■ **Task instructions**: From the listing, collect all lines containing the word "page".

■ **Records for processing**:
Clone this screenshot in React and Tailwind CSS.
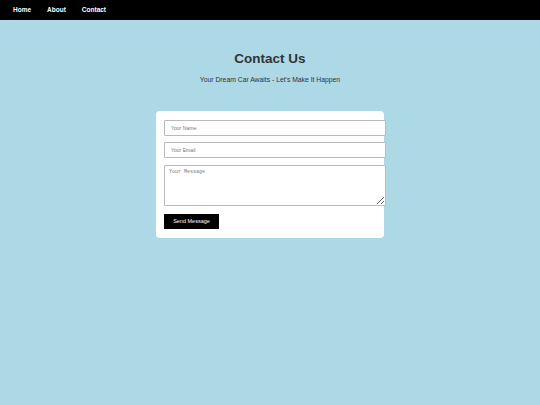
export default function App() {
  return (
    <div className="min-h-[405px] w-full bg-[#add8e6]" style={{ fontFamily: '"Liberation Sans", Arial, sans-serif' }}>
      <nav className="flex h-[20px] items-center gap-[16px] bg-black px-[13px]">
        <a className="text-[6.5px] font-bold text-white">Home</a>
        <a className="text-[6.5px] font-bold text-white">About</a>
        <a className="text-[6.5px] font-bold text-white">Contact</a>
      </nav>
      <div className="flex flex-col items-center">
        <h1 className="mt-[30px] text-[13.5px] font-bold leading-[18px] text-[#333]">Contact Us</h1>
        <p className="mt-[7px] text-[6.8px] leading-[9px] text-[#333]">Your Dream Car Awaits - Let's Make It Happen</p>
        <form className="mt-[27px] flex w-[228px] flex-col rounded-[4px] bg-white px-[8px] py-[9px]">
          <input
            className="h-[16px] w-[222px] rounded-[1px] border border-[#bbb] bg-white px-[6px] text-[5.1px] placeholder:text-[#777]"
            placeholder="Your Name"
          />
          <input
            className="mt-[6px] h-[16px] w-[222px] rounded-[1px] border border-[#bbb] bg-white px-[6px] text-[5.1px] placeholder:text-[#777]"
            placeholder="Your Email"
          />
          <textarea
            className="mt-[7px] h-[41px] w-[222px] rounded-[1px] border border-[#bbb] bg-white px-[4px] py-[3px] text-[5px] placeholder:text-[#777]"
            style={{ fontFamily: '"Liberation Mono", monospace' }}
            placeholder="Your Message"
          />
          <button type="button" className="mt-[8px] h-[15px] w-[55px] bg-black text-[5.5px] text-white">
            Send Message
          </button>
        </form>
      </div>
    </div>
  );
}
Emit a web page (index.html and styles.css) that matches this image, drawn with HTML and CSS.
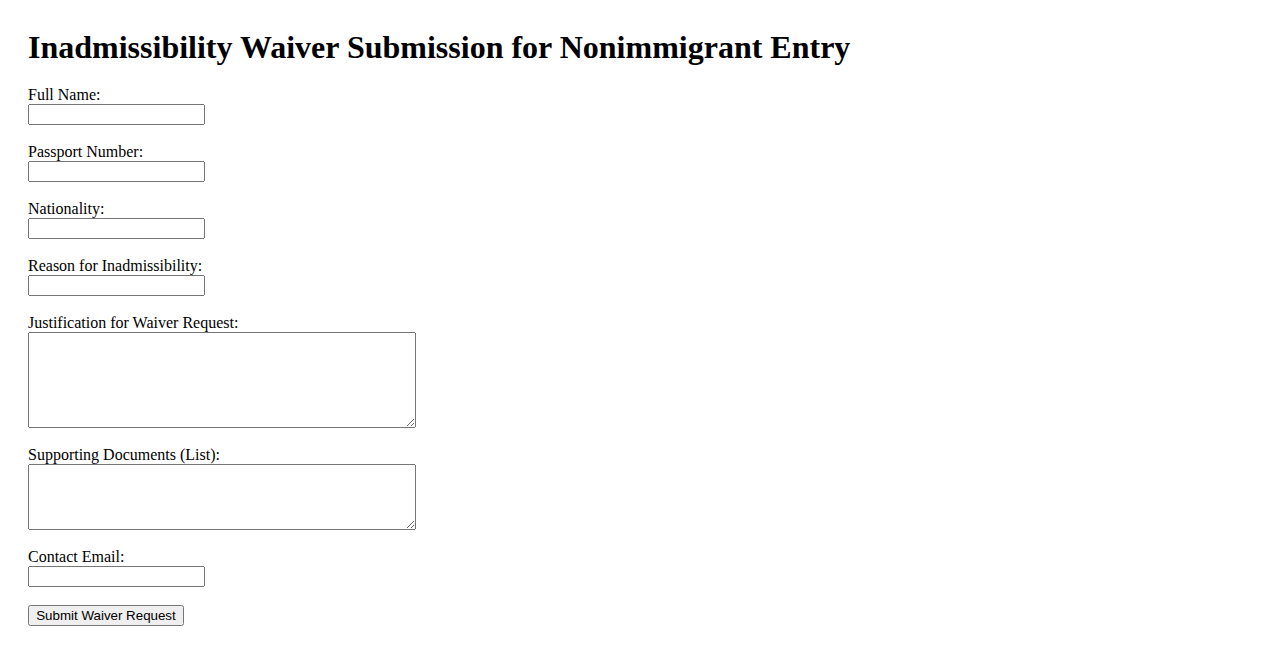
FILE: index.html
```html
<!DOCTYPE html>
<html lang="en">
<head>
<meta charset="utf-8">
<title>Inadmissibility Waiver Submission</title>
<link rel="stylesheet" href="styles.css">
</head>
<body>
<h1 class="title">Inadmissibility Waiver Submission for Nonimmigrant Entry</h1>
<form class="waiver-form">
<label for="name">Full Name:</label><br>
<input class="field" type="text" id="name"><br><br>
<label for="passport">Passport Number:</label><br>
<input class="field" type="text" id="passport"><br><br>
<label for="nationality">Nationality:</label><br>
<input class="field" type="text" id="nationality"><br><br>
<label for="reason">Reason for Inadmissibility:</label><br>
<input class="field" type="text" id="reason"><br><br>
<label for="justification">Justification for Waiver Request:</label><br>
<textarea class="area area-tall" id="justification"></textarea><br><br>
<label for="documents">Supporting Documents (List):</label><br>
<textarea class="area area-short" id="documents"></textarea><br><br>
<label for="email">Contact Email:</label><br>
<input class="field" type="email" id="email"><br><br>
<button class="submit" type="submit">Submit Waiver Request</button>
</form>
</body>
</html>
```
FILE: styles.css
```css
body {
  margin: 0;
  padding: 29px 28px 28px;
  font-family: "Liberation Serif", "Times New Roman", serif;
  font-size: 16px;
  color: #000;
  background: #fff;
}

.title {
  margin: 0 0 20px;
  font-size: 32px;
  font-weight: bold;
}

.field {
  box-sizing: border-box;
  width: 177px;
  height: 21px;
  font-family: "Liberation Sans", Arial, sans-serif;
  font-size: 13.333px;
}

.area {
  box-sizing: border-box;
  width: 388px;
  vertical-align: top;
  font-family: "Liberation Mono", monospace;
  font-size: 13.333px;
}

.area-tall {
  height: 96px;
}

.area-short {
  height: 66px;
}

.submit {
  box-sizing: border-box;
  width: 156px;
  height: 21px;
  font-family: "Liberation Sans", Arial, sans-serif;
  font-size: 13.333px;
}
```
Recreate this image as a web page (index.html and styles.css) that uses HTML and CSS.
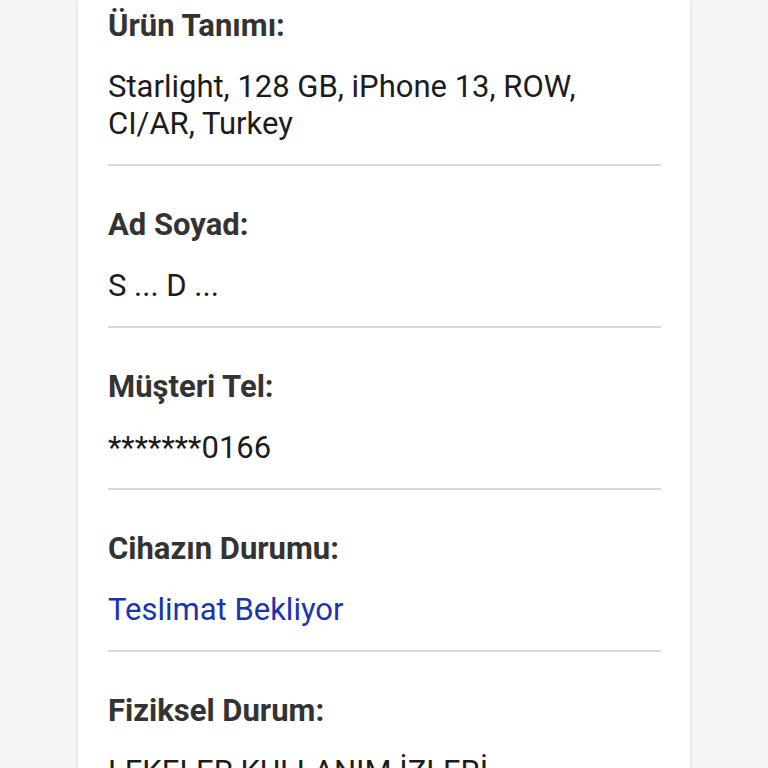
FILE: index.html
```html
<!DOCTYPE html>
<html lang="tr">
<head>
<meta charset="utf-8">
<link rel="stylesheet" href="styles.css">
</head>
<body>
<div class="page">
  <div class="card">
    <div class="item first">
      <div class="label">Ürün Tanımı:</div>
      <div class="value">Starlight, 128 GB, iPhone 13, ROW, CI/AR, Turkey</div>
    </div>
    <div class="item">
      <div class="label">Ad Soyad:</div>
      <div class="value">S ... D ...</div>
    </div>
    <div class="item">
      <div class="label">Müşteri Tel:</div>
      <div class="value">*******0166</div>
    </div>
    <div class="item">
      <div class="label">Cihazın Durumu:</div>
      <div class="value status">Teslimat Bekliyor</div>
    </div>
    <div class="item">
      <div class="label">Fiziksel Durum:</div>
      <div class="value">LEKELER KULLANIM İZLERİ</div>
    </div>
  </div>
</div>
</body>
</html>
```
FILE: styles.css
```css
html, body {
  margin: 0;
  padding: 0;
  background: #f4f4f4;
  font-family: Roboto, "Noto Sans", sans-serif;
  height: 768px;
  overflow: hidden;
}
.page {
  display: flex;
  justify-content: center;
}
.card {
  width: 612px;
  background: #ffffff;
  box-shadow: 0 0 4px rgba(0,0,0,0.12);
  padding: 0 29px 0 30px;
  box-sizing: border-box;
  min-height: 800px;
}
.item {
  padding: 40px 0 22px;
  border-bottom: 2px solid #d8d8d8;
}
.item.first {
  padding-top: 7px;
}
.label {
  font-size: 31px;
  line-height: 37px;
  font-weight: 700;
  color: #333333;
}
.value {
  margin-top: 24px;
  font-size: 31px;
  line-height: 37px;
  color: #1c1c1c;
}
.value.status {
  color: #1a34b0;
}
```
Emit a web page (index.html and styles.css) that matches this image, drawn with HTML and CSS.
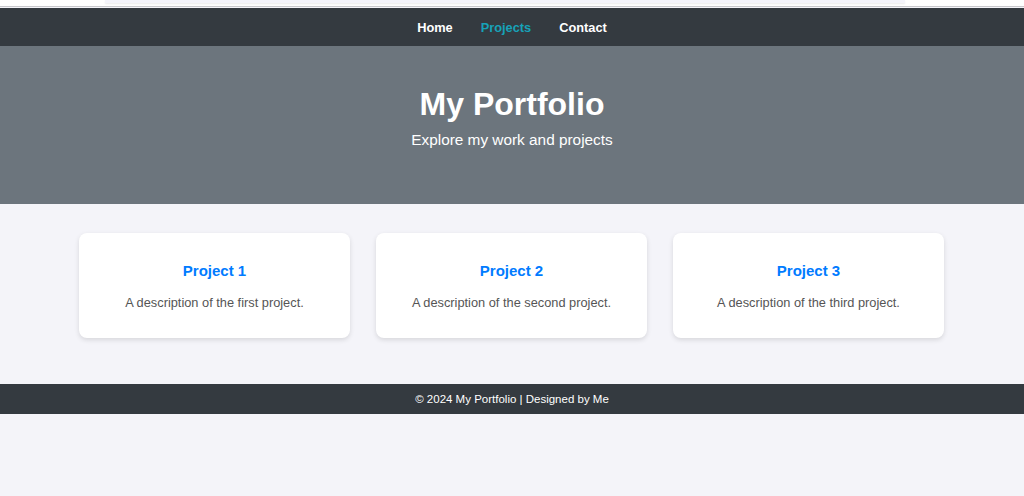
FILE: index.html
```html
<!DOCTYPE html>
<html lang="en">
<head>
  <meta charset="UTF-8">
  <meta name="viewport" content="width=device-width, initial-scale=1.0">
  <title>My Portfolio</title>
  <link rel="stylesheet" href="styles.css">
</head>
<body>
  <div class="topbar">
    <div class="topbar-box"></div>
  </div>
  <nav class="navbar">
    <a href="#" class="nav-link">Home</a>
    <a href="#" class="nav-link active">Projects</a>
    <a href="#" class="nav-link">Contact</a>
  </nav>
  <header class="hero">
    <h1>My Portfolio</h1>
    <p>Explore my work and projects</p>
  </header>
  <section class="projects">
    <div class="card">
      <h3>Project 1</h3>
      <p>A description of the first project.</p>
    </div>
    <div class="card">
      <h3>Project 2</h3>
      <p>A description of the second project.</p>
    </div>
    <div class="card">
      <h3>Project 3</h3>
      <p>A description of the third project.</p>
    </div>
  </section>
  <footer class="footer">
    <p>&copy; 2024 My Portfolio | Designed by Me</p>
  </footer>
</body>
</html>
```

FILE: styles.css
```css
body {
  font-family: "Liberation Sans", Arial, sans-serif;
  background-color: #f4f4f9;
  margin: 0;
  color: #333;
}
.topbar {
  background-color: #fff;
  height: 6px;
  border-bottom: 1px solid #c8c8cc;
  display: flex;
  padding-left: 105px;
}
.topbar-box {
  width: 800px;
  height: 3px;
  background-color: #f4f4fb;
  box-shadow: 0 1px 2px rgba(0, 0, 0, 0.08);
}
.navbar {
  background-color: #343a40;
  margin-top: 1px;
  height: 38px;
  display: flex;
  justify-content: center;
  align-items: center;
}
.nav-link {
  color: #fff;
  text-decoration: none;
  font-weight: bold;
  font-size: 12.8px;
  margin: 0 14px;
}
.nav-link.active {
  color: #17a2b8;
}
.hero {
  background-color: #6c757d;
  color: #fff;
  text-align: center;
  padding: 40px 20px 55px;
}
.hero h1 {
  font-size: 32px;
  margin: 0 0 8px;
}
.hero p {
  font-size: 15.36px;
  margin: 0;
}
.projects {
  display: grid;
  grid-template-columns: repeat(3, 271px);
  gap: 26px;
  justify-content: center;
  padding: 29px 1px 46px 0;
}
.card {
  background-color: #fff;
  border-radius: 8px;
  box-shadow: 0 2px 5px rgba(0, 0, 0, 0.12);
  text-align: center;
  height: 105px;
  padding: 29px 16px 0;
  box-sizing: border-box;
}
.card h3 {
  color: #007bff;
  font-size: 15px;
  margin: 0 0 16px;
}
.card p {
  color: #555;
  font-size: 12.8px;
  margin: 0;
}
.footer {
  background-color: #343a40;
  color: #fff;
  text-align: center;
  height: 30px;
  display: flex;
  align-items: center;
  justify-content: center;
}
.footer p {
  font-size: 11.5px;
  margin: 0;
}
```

■ **Written solution**:
Emit a web page (index.html and styles.css) that matches this image, drawn with HTML and CSS.
Recreate this image as a web page (index.html and styles.css) that uses HTML and CSS.
<div class="page">
.page {
Emit a web page (index.html and styles.css) that matches this image, drawn with HTML and CSS.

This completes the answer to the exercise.